The reference to consecrated life as being chosen – already suggested by the CLAR (the religious of Latin America) – tends not to file down inequalities but to exalt differences.  The chosen person is the subject of blessing in an absolutely gratuitous way and becomes the bearer of a blessing intended for everyone. Recognising his inadequacy, everyone can identify with him and also discover that they are chosen and blessed. ‘One can then understand poverty to the full starting from the blessing of riches, the chastity of the blessing of fertile nuptiality, and the obedience of listening to blessing, as discernment between true and false prophecy’ (M. Sessa).

‘This seems to me to privilege a theological elaboration of consecrated life that starts from historical facts and interprets them…it has as its subject a historical reality by nature, an experience, a multiplicity of experiences that have to be constantly borne in mind’(F. Ciardi).

Monasticism, including contemporary monasticism, encounters difficulty in fully recognising itself in ‘consecration’ and in vows (G. Dossetti).

And the flowering of innovations, from neo-monasticism to ecclesial movements, from ecumenical communities to ecclesial families, presses against normative boundaries that no longer seem to be adequate (M. Bevilacqua).
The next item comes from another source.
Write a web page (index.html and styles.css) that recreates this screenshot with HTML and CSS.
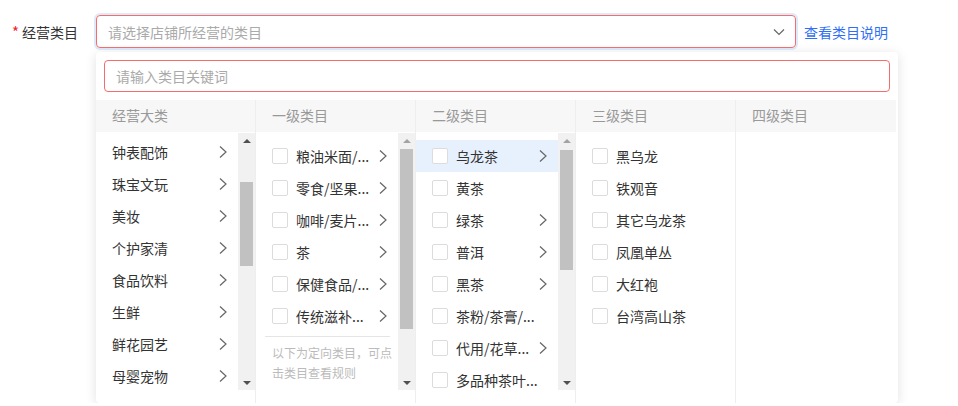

García Paredes suggested placing consecration in the category of covenant, of a God who looks for man and a man who looks for God. The counsels become the sign of faithfulness in the face of the dangers of idolatry (power, sex, money), knowing that charismatic consecration is connected to, and is nourished by, consecratio continua in the sacraments and the infinite variety of charisms raised up by the Spirit. More than dealing with concepts, one opens up to a constant creation with a narrative spirituality that does not identify the Spirit with a single demand. ‘Consecration is the shining forth of the divine Beauty inside us. Beauty unifies variety; it does not eliminate it’.

 

It is difficult to think that the seminar ferried rules and theologies in a decisive way beyond ‘consecration’ but it bore witness to the enormous wealth of life and thought that this word, with some difficulty, contains.